Esports grew tremendously in the 2010s with a large increase in both prize money and viewership. Many successful tournaments were founded from 2000-2010, including the Intel Extreme Masters, World Cyber Games, and Major League Gaming.
Recently, the Blizzard Entertainment released the Overwatch League featuring twelve teams starting in 2018. Players get contracts with guaranteed annual salary and benefits, along with a share in the team’s revenue and prize earnings. The first season offered a total prize pool of US$3.5 million with US$1 million to the team winning in post-season.
The National Basketball Association (NBA) to also created the NBA 2K League with the NBA 2K game series. NBA 2k league is the first Esports league under a professional sports league. Besides this, EA Sports and Major League Soccer (MLS) has the eMLS, EA’s FIFA 18 league.
While the experience of the player in the game is the priority, many successful Esports games are purposely designed to be played professionally. To support the level of competition, developers add dedicated features and make design compromises.
Dedicated observing features providing a highly modified interface and access to additional information to the spectators. It is generally delayed a bit to avoid the possibility of competitive advantage to any team.
High-quality connectivity through the internet allows players miles apart to set up real-time connections across the world.

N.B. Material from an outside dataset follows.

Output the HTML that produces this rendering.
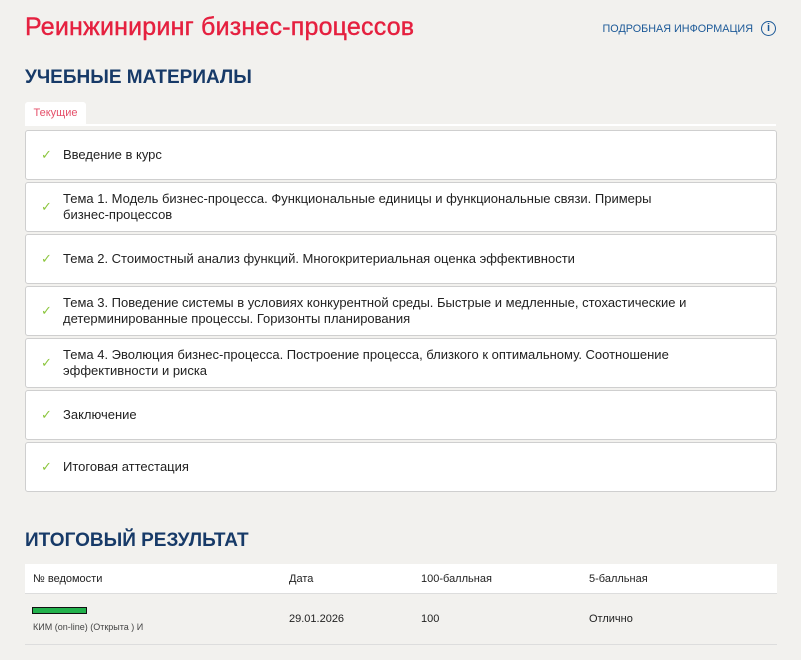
<!DOCTYPE html>
<html><head><meta charset="utf-8"><style>
body{margin:0;background:#f2f1ee;font-family:"Liberation Sans","DejaVu Sans",sans-serif;width:801px;height:660px;overflow:hidden;position:relative}
.a{position:absolute}
h1{position:absolute;left:25px;top:13px;margin:0;font-size:25px;font-weight:normal;color:#e5203f;letter-spacing:0.2px;-webkit-text-stroke:0.4px #e5203f}
.info{right:48px;top:23px;font-size:10.8px;color:#1d5a98}
.icon{left:761px;top:21px;width:13px;height:13px;border:1.6px solid #1d5a98;border-radius:50%;color:#1d5a98;font-size:11px;font-weight:bold;text-align:center;line-height:13px}
h2{position:absolute;left:25px;margin:0;font-size:19px;font-weight:bold;color:#173a68}
.tab{left:25px;top:102px;width:61px;height:23px;background:#fff;border-radius:3px 3px 0 0;color:#e5506a;font-size:11px;text-align:center;line-height:23px}
.line{left:25px;top:124px;width:751px;height:2px;background:#fff}
.it{position:absolute;left:25px;width:750px;height:48px;background:#fff;border:1px solid #cfcfcf;border-radius:3px}
.it .c{position:absolute;left:15px;top:50%;margin-top:-8px;color:#8cc63e;font-size:13px}
.it .t{position:absolute;left:37px;top:50%;transform:translateY(-50%);font-size:13px;color:#222;line-height:16px;width:650px}
.nw{white-space:nowrap}
.th{left:25px;top:564px;width:752px;height:29px;background:#fff;border-bottom:1px solid #ddd}
.tx{font-size:11px;color:#222}
</style></head><body>
<h1>Реинжиниринг бизнес-процессов</h1>
<div class="a info">ПОДРОБНАЯ ИНФОРМАЦИЯ</div>
<div class="a icon">i</div>
<h2 style="top:67px">УЧЕБНЫЕ МАТЕРИАЛЫ</h2>
<div class="a tab">Текущие</div>
<div class="a line"></div>
<div class="it" style="top:130px"><span class="c">✓</span><span class="t">Введение в курс</span></div>
<div class="it" style="top:182px"><span class="c">✓</span><span class="t">Тема 1. Модель бизнес-процесса. Функциональные единицы и функциональные связи. Примеры <span class="nw">бизнес-процессов</span></span></div>
<div class="it" style="top:234px"><span class="c">✓</span><span class="t">Тема 2. Стоимостный анализ функций. Многокритериальная оценка эффективности</span></div>
<div class="it" style="top:286px"><span class="c">✓</span><span class="t">Тема 3. Поведение системы в условиях конкурентной среды. Быстрые и медленные, стохастические и детерминированные процессы. Горизонты планирования</span></div>
<div class="it" style="top:338px"><span class="c">✓</span><span class="t">Тема 4. Эволюция бизнес-процесса. Построение процесса, близкого к оптимальному. Соотношение эффективности и риска</span></div>
<div class="it" style="top:390px"><span class="c">✓</span><span class="t">Заключение</span></div>
<div class="it" style="top:442px"><span class="c">✓</span><span class="t">Итоговая аттестация</span></div>
<h2 style="top:530px">ИТОГОВЫЙ РЕЗУЛЬТАТ</h2>
<div class="a th"></div>
<div class="a tx" style="left:33px;top:573px">№ ведомости</div>
<div class="a tx" style="left:289px;top:573px">Дата</div>
<div class="a tx" style="left:421px;top:573px">100-балльная</div>
<div class="a tx" style="left:589px;top:573px">5-балльная</div>
<div class="a" style="left:32px;top:607px;width:53px;height:5px;background:#22b14c;border:1px solid #111"></div>
<div class="a" style="left:33px;top:622px;font-size:9px;color:#444">КИМ (on-line) (Открыта ) И</div>
<div class="a tx" style="left:289px;top:613px">29.01.2026</div>
<div class="a tx" style="left:421px;top:613px">100</div>
<div class="a tx" style="left:589px;top:613px">Отлично</div>
<div class="a" style="left:25px;top:644px;width:752px;height:1px;background:#ddd"></div>
</body></html>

Popular competitions over LAN(Local Area Network) for better quality and lesser lag. In fact, the physical presence of competitors helps create a more social atmosphere at LAN events.
Esports in the Olympics
The first notable multi-sport competition to include Esports as an official medal event is the 2007 Asian Indoor Games. Besides this, the Asian Games will also include Esports as a medal event at the 2022 edition. This comes after being present as exhibition events at the 2018 Asian Games. This brings attention to the biggest sporting stage in the world, The Olympics.

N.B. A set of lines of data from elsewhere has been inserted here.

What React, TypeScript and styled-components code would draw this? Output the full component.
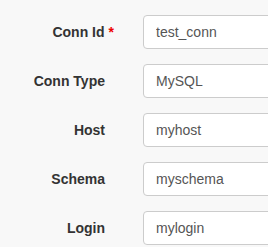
import styled, { createGlobalStyle } from "styled-components";

const GlobalStyle = createGlobalStyle`
  html, body {
    margin: 0;
    padding: 0;
    background: #f8f8f8;
    overflow: hidden;
  }
  body {
    font-family: "Liberation Sans", Arial, Helvetica, sans-serif;
    font-size: 14px;
    color: #333;
  }
`;

const Form = styled.form`
  display: flex;
  flex-direction: column;
  gap: 15px;
  padding-top: 15px;
`;

const Row = styled.div`
  display: grid;
  grid-template-columns: 105px 300px;
  column-gap: 38px;
  align-items: center;
`;

const Label = styled.label`
  text-align: right;
  font-weight: bold;
  font-size: 14px;
  color: #333;
  white-space: nowrap;
`;

const Required = styled.span`
  color: #e00;
  margin-left: 4px;
  margin-right: -9px;
`;

const Input = styled.input`
  box-sizing: border-box;
  height: 34px;
  width: 100%;
  padding: 6px 12px;
  font-family: inherit;
  font-size: 14px;
  color: #555;
  background: #fff;
  border: 1px solid #ccc;
  border-radius: 4px;
  outline: none;
`;

const fields = [
  { label: "Conn Id", value: "test_conn", required: true },
  { label: "Conn Type", value: "MySQL" },
  { label: "Host", value: "myhost" },
  { label: "Schema", value: "myschema" },
  { label: "Login", value: "mylogin" },
];

export default function App() {
  return (
    <>
      <GlobalStyle />
      <Form>
        {fields.map((f) => (
          <Row key={f.label}>
            <Label>
              {f.label}
              {f.required && <Required>*</Required>}
            </Label>
            <Input defaultValue={f.value} readOnly />
          </Row>
        ))}
      </Form>
    </>
  );
}
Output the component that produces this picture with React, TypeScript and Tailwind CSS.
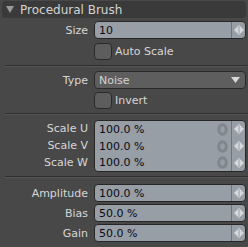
import React from 'react';

const Arrows = () => (
    <svg width="12" height="10" viewBox="0 0 12 10" className="block">
        <path d="M5 1L1 5L5 9Z" fill="#d6d9dc" />
        <rect x="5.5" y="0" width="1" height="10" fill="#d6d9dc" />
        <path d="M7 1L11 5L7 9Z" fill="#d6d9dc" />
    </svg>
);

const Ghost = () => (
    <svg width="11" height="13" viewBox="0 0 11 13" className="block">
        <ellipse cx="5.5" cy="6.5" rx="3.7" ry="4.8" fill="none" stroke="#80868c" strokeWidth="3" />
    </svg>
);

function Label({ text }: { text: string }) {
    return <div className="w-[89px] shrink-0 text-right pr-[1px] text-[#d7d7d7]">{text}</div>;
}

function NumField({ value }: { value: string }) {
    return (
        <div className="ml-[5px] w-[152px] h-[18px] flex items-stretch rounded-[4px] border border-[#262626] bg-[#979ea5]">
            <div className="flex-1 flex items-center pl-[4px] text-[#0b0b14]">{value}</div>
            <div className="w-[14px] flex items-center justify-center border-l border-[#6f757b]">
                <Arrows />
            </div>
        </div>
    );
}

function Check({ text }: { text: string }) {
    return (
        <div className="flex items-center">
            <div className="w-[89px] shrink-0" />
            <div className="ml-[5px] w-[18px] h-[17px] rounded-[4px] border border-[#2a2a2a] bg-[#5d5d5d]" />
            <span className="ml-[3px] text-[#d7d7d7]">{text}</span>
        </div>
    );
}

const Sep = () => <div className="ml-[5px] h-[2px] border-t border-[#2f2f2f] border-b-[#555555] border-b" />;

export default function App() {
    return (
        <div className="w-[248px] h-[247px] overflow-hidden bg-[#484848] font-['DejaVu_Sans',sans-serif] text-[11px] leading-none pt-[1px]">
            <div className="mx-[2px] h-[17px] rounded-[4px] bg-[#3a3a3a] flex items-center pl-[4px] text-[#d4d4d4] text-[12px]">
                <svg width="8" height="7" viewBox="0 0 8 7" className="block">
                    <path d="M0 0H8L4 7Z" fill="#9a9a9a" />
                </svg>
                <span className="ml-[6px]">Procedural Brush</span>
            </div>

            <div className="mt-[3px] flex items-center">
                <Label text="Size" />
                <NumField value="10" />
            </div>
            <div className="mt-[4px]">
                <Check text="Auto Scale" />
            </div>
            <div className="mt-[5px]"><Sep /></div>

            <div className="mt-[4px] flex items-center">
                <Label text="Type" />
                <div className="ml-[5px] w-[152px] h-[18px] flex items-center rounded-[4px] border border-[#2a2a2a] bg-[#5e5e5e] pl-[4px] pr-[5px] text-[#d4d4d4]">
                    <span className="flex-1">Noise</span>
                    <svg width="9" height="6" viewBox="0 0 9 6" className="block">
                        <path d="M0 0H9L4.5 6Z" fill="#d8d8d8" />
                    </svg>
                </div>
            </div>
            <div className="mt-[3px]">
                <Check text="Invert" />
            </div>
            <div className="mt-[4px]"><Sep /></div>

            <div className="mt-[5px] flex">
                <div className="flex flex-col">
                    {['Scale U', 'Scale V', 'Scale W'].map((t) => (
                        <div key={t} className="h-[17px] flex items-center">
                            <Label text={t} />
                        </div>
                    ))}
                </div>
                <div className="ml-[5px] w-[152px] h-[52px] rounded-[4px] border border-[#262626] bg-[#979ea5] flex">
                    <div className="flex-1 flex flex-col">
                        {['100.0 %', '100.0 %', '100.0 %'].map((v, i) => (
                            <div key={i} className="h-[17px] flex items-center pl-[4px] pr-[3px] text-[#0b0b14]">
                                <span className="flex-1">{v}</span>
                                <Ghost />
                            </div>
                        ))}
                    </div>
                    <div className="w-[14px] flex flex-col border-l border-[#6f757b]">
                        {[0, 1, 2].map((i) => (
                            <div key={i} className="h-[17px] flex items-center justify-center">
                                <Arrows />
                            </div>
                        ))}
                    </div>
                </div>
            </div>
            <div className="mt-[4px]"><Sep /></div>

            <div className="mt-[6px] flex flex-col gap-[2px]">
                {[
                    ['Amplitude', '100.0 %'],
                    ['Bias', '50.0 %'],
                    ['Gain', '50.0 %'],
                ].map(([l, v]) => (
                    <div key={l} className="flex items-center">
                        <Label text={l} />
                        <NumField value={v} />
                    </div>
                ))}
            </div>
        </div>
    );
}
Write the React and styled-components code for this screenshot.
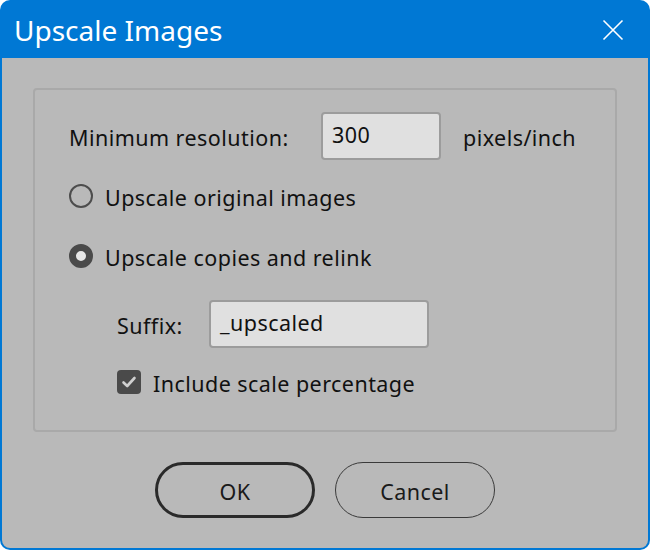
import React from "react";
import styled, { createGlobalStyle } from "styled-components";

const Global = createGlobalStyle`
  html, body { margin: 0; padding: 0; background: #ffffff; }
  body { font-family: "Noto Sans", "Open Sans", sans-serif; }
  * { box-sizing: border-box; }
`;

const Window = styled.div`
  width: 650px;
  height: 550px;
  background: #0078d4;
  border-radius: 10px 10px 10px 10px;
  padding: 0 2px 2px 2px;
  display: flex;
  flex-direction: column;
  overflow: hidden;
`;

const TitleBar = styled.div`
  height: 58px;
  display: flex;
  align-items: center;
  justify-content: space-between;
  padding: 2px 14px 0 12px;
  color: #ffffff;
`;

const Title = styled.div`
  font-size: 28px;
  font-weight: 400;
`;

const CloseButton = styled.div`
  width: 24px;
  height: 24px;
  display: flex;
  align-items: center;
  justify-content: center;
  margin-right: 9px;
`;

const Body = styled.div`
  flex: 1;
  background: #b9b9b9;
  border-radius: 0 0 8px 8px;
  padding: 30px 31px 0 31px;
  display: flex;
  flex-direction: column;
`;

const Group = styled.div`
  height: 344px;
  border: 2px solid #a9a9a9;
  border-radius: 4px;
  padding: 22px 0 0 34px;
  display: flex;
  flex-direction: column;
  color: #111111;
  font-size: 21.5px;
  letter-spacing: 0.45px;
`;

const Row = styled.div`
  display: flex;
  align-items: center;
  height: ${(p) => p.h || 48}px;
  margin-top: ${(p) => p.mt || 0}px;
  padding-left: ${(p) => p.indent || 0}px;
`;

const Label = styled.span`
  width: ${(p) => (p.w ? p.w + "px" : "auto")};
  flex-shrink: 0;
  padding-top: 2px;
`;

const Text = styled.span`
  padding-top: 2px;
`;

const TextBox = styled.div`
  width: ${(p) => p.w}px;
  height: 48px;
  background: #e0e0e0;
  border: 2px solid #9c9c9c;
  border-radius: 4px;
  display: flex;
  align-items: center;
  padding: 0 0 4px 9px;
  color: #111;
`;

const Unit = styled.span`
  margin-left: 22px;
  padding-top: 2px;
`;

const Radio = styled.span`
  width: 24px;
  height: 24px;
  border-radius: 50%;
  border: ${(p) => (p.checked ? "7.5px solid #4a4a4a" : "2px solid #4d4d4d")};
  background: ${(p) => (p.checked ? "#e6e6e6" : "transparent")};
  margin-right: 12px;
  flex-shrink: 0;
`;

const Check = styled.span`
  width: 24px;
  height: 24px;
  border-radius: 4px;
  background: #4a4a4a;
  margin-right: 12px;
  display: flex;
  align-items: center;
  justify-content: center;
  flex-shrink: 0;
`;

const Buttons = styled.div`
  display: flex;
  justify-content: center;
  gap: 20px;
  margin-top: 30px;
`;

const Button = styled.div`
  width: 160px;
  height: 56px;
  border-radius: 28px;
  border: ${(p) => (p.primary ? "3px solid #2a2a2a" : "1.5px solid #3a3a3a")};
  display: flex;
  align-items: center;
  justify-content: center;
  font-size: 21.5px;
  letter-spacing: 0.45px;
  color: #1a1a1a;
  padding-top: 2px;
`;

export default function App() {
  return (
    <>
      <Global />
      <Window>
        <TitleBar>
          <Title>Upscale Images</Title>
          <CloseButton>
            <svg width="22" height="22" viewBox="0 0 22 22">
              <path d="M1.5 1.5 L20.5 20.5 M20.5 1.5 L1.5 20.5" stroke="#fff" strokeWidth="1.6" fill="none" />
            </svg>
          </CloseButton>
        </TitleBar>
        <Body>
          <Group>
            <Row>
              <Label w={252}>Minimum resolution:</Label>
              <TextBox w={120}>300</TextBox>
              <Unit>pixels/inch</Unit>
            </Row>
            <Row mt={12}>
              <Radio />
              <Text>Upscale original images</Text>
            </Row>
            <Row mt={12}>
              <Radio checked />
              <Text>Upscale copies and relink</Text>
            </Row>
            <Row mt={20} indent={48}>
              <Label w={92}>Suffix:</Label>
              <TextBox w={220}>_upscaled</TextBox>
            </Row>
            <Row mt={10} indent={48}>
              <Check>
                <svg width="18" height="18" viewBox="0 0 18 18">
                  <path d="M3.5 9.5 L7.2 13 L14.5 5" stroke="#cfcfcf" strokeWidth="2.6" fill="none" strokeLinecap="round" strokeLinejoin="round" />
                </svg>
              </Check>
              <Text>Include scale percentage</Text>
            </Row>
          </Group>
          <Buttons>
            <Button primary>OK</Button>
            <Button>Cancel</Button>
          </Buttons>
        </Body>
      </Window>
    </>
  );
}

In October 2017, a summit held by the International Olympic Committee (IOC) recognized the growing popularity of Esports. But to be a part of the Olympics with traditional sports would require fitting with its rules and regulations. The present violent gameplay and lack of a global sanctioning body for Esports are stands in the path. The committee also suggested that the IOC would be focussed on approving on games that simulate real sports, such as the NBA 2K or FIFA series.
The 2024 Summer Olympics Paris organizing committee were also in discussions with the IOC and the various professional Esports organizations. They even cited the need for the same to keep the Olympics relevant to upcoming generations. Although, the Esports are premature for the 2024 Games they have not ruled out other activities during the Games.